Among current active-duty paratroopers jumping to honor the World War II paratroopers was Capt. Jonathan Vann, an 82nd Airborne Division officer.
“As an African American officer, I make it a point to know our history,” Vann said. “The Triple Nickles always were significant. Primarily because I spent years as paratrooper and jumpmaster in the 82nd Airborne Division.
“The men who served in the Triple Nickle embodied resilience and determination. Even though they faced extreme racism, they still chose to defend the nation,” Vann said. “That is a true patriot.”
As Vann strapped his gear on, he was the first paratrooper out the door of the C-47 in one of its passes over the newly dedicated Malvin Brown Drop Zone.
“I am forever grateful to participate in this illustrious event,” Vann said.
In his book, “The Triple Nickles,” the late Bradley Biggs, one of the 555th’s leaders during World War II told a white officer that he wanted to be a paratrooper, “not to prove that a Negro can jump out of airplanes, but to prove it should have been this way all along.”

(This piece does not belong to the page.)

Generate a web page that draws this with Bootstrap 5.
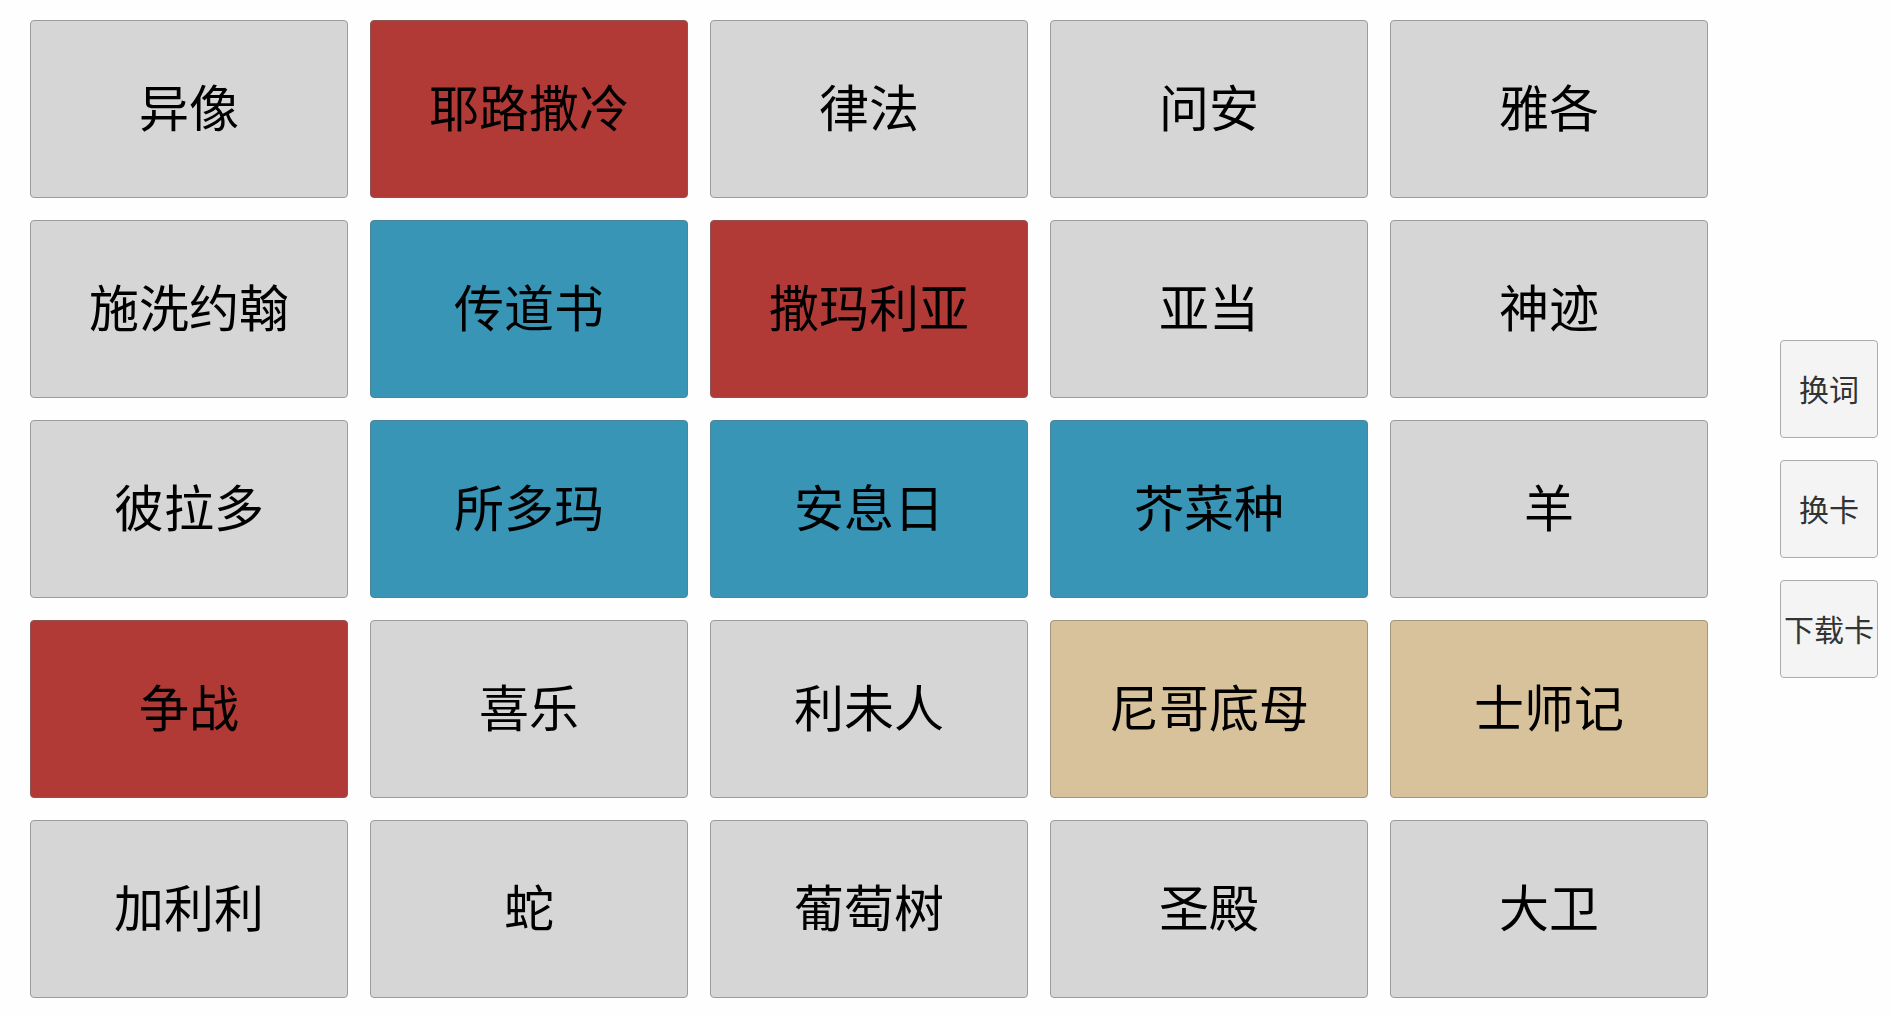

In one bright moment of America’s military moving on from a segregated force, Maj. Gen. James “Jumping Jim” Gavin, hero of D-Day, welcomed the 555th paratroopers into the 82nd Airborne Division, nicknamed the “All Americans.”
Gavin, Bartlett said, marched the unit in a World War II victory parade, and made them part of the division more than a year ahead of President Harry Truman’s order to integrate the armed forces.
“He loved those guys,” Bartlett said. “They were the best. They knew they had to be. They knew the stakes. Failure was not an option for them.”
Editor’s note: Dennis Anderson is an Army paratrooper veteran who made commemorative jumps at Normandy on D-Day drop zones, also at Toccoa, Georgia, where the “Band of Brothers” of the 101st Airborne Division trained, and Pendleton, Ore., where the 555th Parachute Infantry was based during World War II.